SOURCE DATA:
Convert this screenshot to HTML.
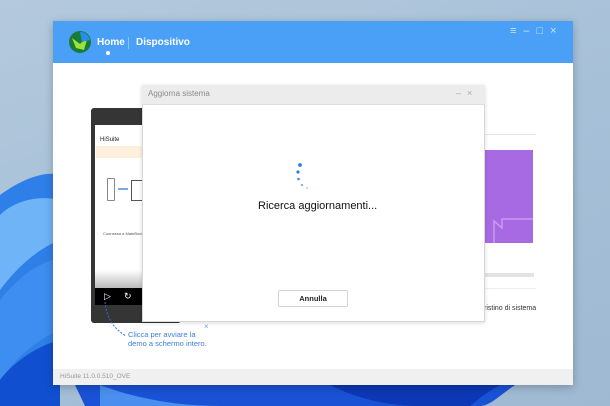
<!DOCTYPE html>
<html><head><meta charset="utf-8"><style>
*{margin:0;padding:0;box-sizing:border-box}
body{width:610px;height:406px;overflow:hidden;position:relative;font-family:"Liberation Sans",sans-serif;
background:linear-gradient(160deg,#b4c9dc 0%,#a6c0d8 50%,#9fb9d3 100%);}
.abs{position:absolute}
</style></head><body>
<svg class="abs" style="left:0;top:0" width="610" height="406">
<path d="M0 195 C20 180 45 170 60 175 L60 406 L0 406 Z" fill="#2f7fe8"/>
<path d="M0 215 C15 200 40 195 60 200 L60 240 C35 250 15 270 0 290 Z" fill="#6fb4f7"/>
<path d="M0 300 C20 275 40 262 60 258 L60 330 C35 340 15 360 0 380 Z" fill="#3d8ef0"/>
<path d="M0 380 C15 360 40 345 60 340 L60 406 L0 406 Z" fill="#0f4fd0"/>
<path d="M75 385 L515 385 C500 395 490 406 480 406 L85 406 Z" fill="#1a52d6"/>
<path d="M100 385 C140 400 180 406 220 406 L100 406 Z" fill="#4a8ff0"/>
<path d="M330 385 C350 395 380 406 420 406 L470 406 C480 398 490 390 500 385 Z" fill="#0c38b5"/>
</svg>
<div class="abs" style="left:53px;top:21px;width:520px;height:364px;background:#fff;box-shadow:0 2px 8px rgba(0,0,0,.25)"></div>
<div class="abs" style="left:53px;top:21px;width:520px;height:42px;background:#4a9ff7"></div>
<svg class="abs" style="left:68px;top:30px" width="24" height="24"><circle cx="12" cy="12" r="11" fill="#1a7a3a"/><path d="M4 8 L12 14 L20 6 L16 20 L8 18 Z" fill="#9be33a"/><path d="M12 2 A10 10 0 0 1 22 10 L14 12 Z" fill="#2a8ee8"/></svg>
<div class="abs" style="left:97px;top:37px;color:#fff;font-weight:bold;font-size:10px">Home</div>
<div class="abs" style="left:106px;top:51px;width:4px;height:4px;border-radius:50%;background:#fff"></div>
<div class="abs" style="left:128px;top:37px;width:1px;height:12px;background:#8cc2fa"></div>
<div class="abs" style="left:136px;top:37px;color:#fff;font-weight:bold;font-size:10px">Dispositivo</div>
<div class="abs" style="left:510px;top:25px;color:#cfe4fc;font-size:11px;letter-spacing:7px">≡–□×</div>
<div class="abs" style="left:484px;top:134px;width:52px;height:1px;background:#e6e6e6"></div>
<div class="abs" style="left:484px;top:150px;width:49px;height:93px;background:#a86ae2"></div>
<svg class="abs" style="left:484px;top:213px" width="49" height="30"><path d="M10 30 V8 L18 15 V6 H49" stroke="#c79af0" stroke-width="1.5" fill="none"/></svg>
<div class="abs" style="left:484px;top:273px;width:50px;height:4px;background:#e3e3e3"></div>
<div class="abs" style="left:484px;top:288px;width:52px;height:1px;background:#eee"></div>
<div class="abs" style="left:484px;top:305px;font-size:7px;color:#333">ristino di sistema</div>
<div class="abs" style="left:91px;top:108px;width:90px;height:215px;background:#353535;border-radius:3px"></div>
<div class="abs" style="left:95px;top:125px;width:60px;height:163px;background:#fff"></div>
<div class="abs" style="left:95px;top:270px;width:60px;height:18px;background:linear-gradient(#fff,#bbb)"></div>
<div class="abs" style="left:95px;top:288px;width:60px;height:17px;background:#000"></div>
<div class="abs" style="left:100px;top:137px;font-size:6px;color:#222">HiSuite</div>
<div class="abs" style="left:96px;top:146px;width:59px;height:12px;background:#fdf0dc"></div>
<div class="abs" style="left:107px;top:178px;width:8px;height:23px;border:1px solid #888;border-radius:1px"></div>
<div class="abs" style="left:118px;top:188px;width:10px;height:2px;background:#7aa9ea"></div>
<div class="abs" style="left:131px;top:180px;width:12px;height:21px;border:1px solid #555"></div>
<div class="abs" style="left:103px;top:231px;font-size:4px;color:#555">Connessa a MateBook</div>
<div class="abs" style="left:104px;top:291px;color:#fff;font-size:9px">▷</div>
<div class="abs" style="left:124px;top:291px;color:#fff;font-size:9px">↻</div>
<svg class="abs" style="left:100px;top:300px" width="40" height="40"><path d="M5 2 C6 15 12 28 26 36" stroke="#2a6fd6" stroke-width="1" stroke-dasharray="2 1.5" fill="none"/></svg>
<div class="abs" style="left:128px;top:330px;font-size:7.5px;line-height:9px;color:#3a7fdc">Clicca per avviare la<br>demo a schermo intero.</div>
<div class="abs" style="left:204px;top:322px;font-size:8px;color:#7aa9ea">×</div>
<div class="abs" style="left:53px;top:369px;width:520px;height:16px;background:#f0f0f0"></div>
<div class="abs" style="left:60px;top:373px;font-size:6.5px;color:#999">HiSuite 11.0.0.510_OVE</div>
<div class="abs" style="left:142px;top:85px;width:343px;height:237px;background:#fff;border:1px solid #d8d8d8;box-shadow:0 1px 4px rgba(0,0,0,.15)"></div>
<div class="abs" style="left:142px;top:85px;width:343px;height:20px;background:#ececec;border-bottom:1px solid #ddd"></div>
<div class="abs" style="left:148px;top:89px;font-size:8px;color:#8a8a8a">Aggiorna sistema</div>
<div class="abs" style="left:456px;top:88px;font-size:9px;color:#aaa;letter-spacing:6px">–×</div>
<svg class="abs" style="left:294px;top:160px" width="20" height="32"><circle cx="6" cy="5" r="1.9" fill="#2b7de9"/><circle cx="4" cy="12" r="1.6" fill="#2b7de9"/><circle cx="4.5" cy="19" r="1.3" fill="#3d88e8"/><circle cx="8" cy="25" r="1" fill="#5c9be8"/><circle cx="13" cy="28" r=".8" fill="#7aaee8"/></svg>
<div class="abs" style="left:258px;top:200px;font-size:11px;color:#111">Ricerca aggiornamenti...</div>
<div class="abs" style="left:278px;top:290px;width:70px;height:17px;border:1px solid #d4d4d4;border-radius:2px;font-size:7.5px;font-weight:bold;text-align:center;line-height:15px;color:#222">Annulla</div>
</body></html>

TASK DETAILS: Write the material out again exactly as it appears, dropping the pictures.

EXERCISE OUTPUT:
Convert this screenshot to HTML.
<!DOCTYPE html>
<html><head><meta charset="utf-8"><style>
*{margin:0;padding:0;box-sizing:border-box}
body{width:610px;height:406px;overflow:hidden;position:relative;font-family:"Liberation Sans",sans-serif;
background:linear-gradient(160deg,#b4c9dc 0%,#a6c0d8 50%,#9fb9d3 100%);}
.abs{position:absolute}
</style></head><body>
<svg class="abs" style="left:0;top:0" width="610" height="406">
<path d="M0 195 C20 180 45 170 60 175 L60 406 L0 406 Z" fill="#2f7fe8"/>
<path d="M0 215 C15 200 40 195 60 200 L60 240 C35 250 15 270 0 290 Z" fill="#6fb4f7"/>
<path d="M0 300 C20 275 40 262 60 258 L60 330 C35 340 15 360 0 380 Z" fill="#3d8ef0"/>
<path d="M0 380 C15 360 40 345 60 340 L60 406 L0 406 Z" fill="#0f4fd0"/>
<path d="M75 385 L515 385 C500 395 490 406 480 406 L85 406 Z" fill="#1a52d6"/>
<path d="M100 385 C140 400 180 406 220 406 L100 406 Z" fill="#4a8ff0"/>
<path d="M330 385 C350 395 380 406 420 406 L470 406 C480 398 490 390 500 385 Z" fill="#0c38b5"/>
</svg>
<div class="abs" style="left:53px;top:21px;width:520px;height:364px;background:#fff;box-shadow:0 2px 8px rgba(0,0,0,.25)"></div>
<div class="abs" style="left:53px;top:21px;width:520px;height:42px;background:#4a9ff7"></div>
<svg class="abs" style="left:68px;top:30px" width="24" height="24"><circle cx="12" cy="12" r="11" fill="#1a7a3a"/><path d="M4 8 L12 14 L20 6 L16 20 L8 18 Z" fill="#9be33a"/><path d="M12 2 A10 10 0 0 1 22 10 L14 12 Z" fill="#2a8ee8"/></svg>
<div class="abs" style="left:97px;top:37px;color:#fff;font-weight:bold;font-size:10px">Home</div>
<div class="abs" style="left:106px;top:51px;width:4px;height:4px;border-radius:50%;background:#fff"></div>
<div class="abs" style="left:128px;top:37px;width:1px;height:12px;background:#8cc2fa"></div>
<div class="abs" style="left:136px;top:37px;color:#fff;font-weight:bold;font-size:10px">Dispositivo</div>
<div class="abs" style="left:510px;top:25px;color:#cfe4fc;font-size:11px;letter-spacing:7px">≡–□×</div>
<div class="abs" style="left:484px;top:134px;width:52px;height:1px;background:#e6e6e6"></div>
<div class="abs" style="left:484px;top:150px;width:49px;height:93px;background:#a86ae2"></div>
<svg class="abs" style="left:484px;top:213px" width="49" height="30"><path d="M10 30 V8 L18 15 V6 H49" stroke="#c79af0" stroke-width="1.5" fill="none"/></svg>
<div class="abs" style="left:484px;top:273px;width:50px;height:4px;background:#e3e3e3"></div>
<div class="abs" style="left:484px;top:288px;width:52px;height:1px;background:#eee"></div>
<div class="abs" style="left:484px;top:305px;font-size:7px;color:#333">ristino di sistema</div>
<div class="abs" style="left:91px;top:108px;width:90px;height:215px;background:#353535;border-radius:3px"></div>
<div class="abs" style="left:95px;top:125px;width:60px;height:163px;background:#fff"></div>
<div class="abs" style="left:95px;top:270px;width:60px;height:18px;background:linear-gradient(#fff,#bbb)"></div>
<div class="abs" style="left:95px;top:288px;width:60px;height:17px;background:#000"></div>
<div class="abs" style="left:100px;top:137px;font-size:6px;color:#222">HiSuite</div>
<div class="abs" style="left:96px;top:146px;width:59px;height:12px;background:#fdf0dc"></div>
<div class="abs" style="left:107px;top:178px;width:8px;height:23px;border:1px solid #888;border-radius:1px"></div>
<div class="abs" style="left:118px;top:188px;width:10px;height:2px;background:#7aa9ea"></div>
<div class="abs" style="left:131px;top:180px;width:12px;height:21px;border:1px solid #555"></div>
<div class="abs" style="left:103px;top:231px;font-size:4px;color:#555">Connessa a MateBook</div>
<div class="abs" style="left:104px;top:291px;color:#fff;font-size:9px">▷</div>
<div class="abs" style="left:124px;top:291px;color:#fff;font-size:9px">↻</div>
<svg class="abs" style="left:100px;top:300px" width="40" height="40"><path d="M5 2 C6 15 12 28 26 36" stroke="#2a6fd6" stroke-width="1" stroke-dasharray="2 1.5" fill="none"/></svg>
<div class="abs" style="left:128px;top:330px;font-size:7.5px;line-height:9px;color:#3a7fdc">Clicca per avviare la<br>demo a schermo intero.</div>
<div class="abs" style="left:204px;top:322px;font-size:8px;color:#7aa9ea">×</div>
<div class="abs" style="left:53px;top:369px;width:520px;height:16px;background:#f0f0f0"></div>
<div class="abs" style="left:60px;top:373px;font-size:6.5px;color:#999">HiSuite 11.0.0.510_OVE</div>
<div class="abs" style="left:142px;top:85px;width:343px;height:237px;background:#fff;border:1px solid #d8d8d8;box-shadow:0 1px 4px rgba(0,0,0,.15)"></div>
<div class="abs" style="left:142px;top:85px;width:343px;height:20px;background:#ececec;border-bottom:1px solid #ddd"></div>
<div class="abs" style="left:148px;top:89px;font-size:8px;color:#8a8a8a">Aggiorna sistema</div>
<div class="abs" style="left:456px;top:88px;font-size:9px;color:#aaa;letter-spacing:6px">–×</div>
<svg class="abs" style="left:294px;top:160px" width="20" height="32"><circle cx="6" cy="5" r="1.9" fill="#2b7de9"/><circle cx="4" cy="12" r="1.6" fill="#2b7de9"/><circle cx="4.5" cy="19" r="1.3" fill="#3d88e8"/><circle cx="8" cy="25" r="1" fill="#5c9be8"/><circle cx="13" cy="28" r=".8" fill="#7aaee8"/></svg>
<div class="abs" style="left:258px;top:200px;font-size:11px;color:#111">Ricerca aggiornamenti...</div>
<div class="abs" style="left:278px;top:290px;width:70px;height:17px;border:1px solid #d4d4d4;border-radius:2px;font-size:7.5px;font-weight:bold;text-align:center;line-height:15px;color:#222">Annulla</div>
</body></html>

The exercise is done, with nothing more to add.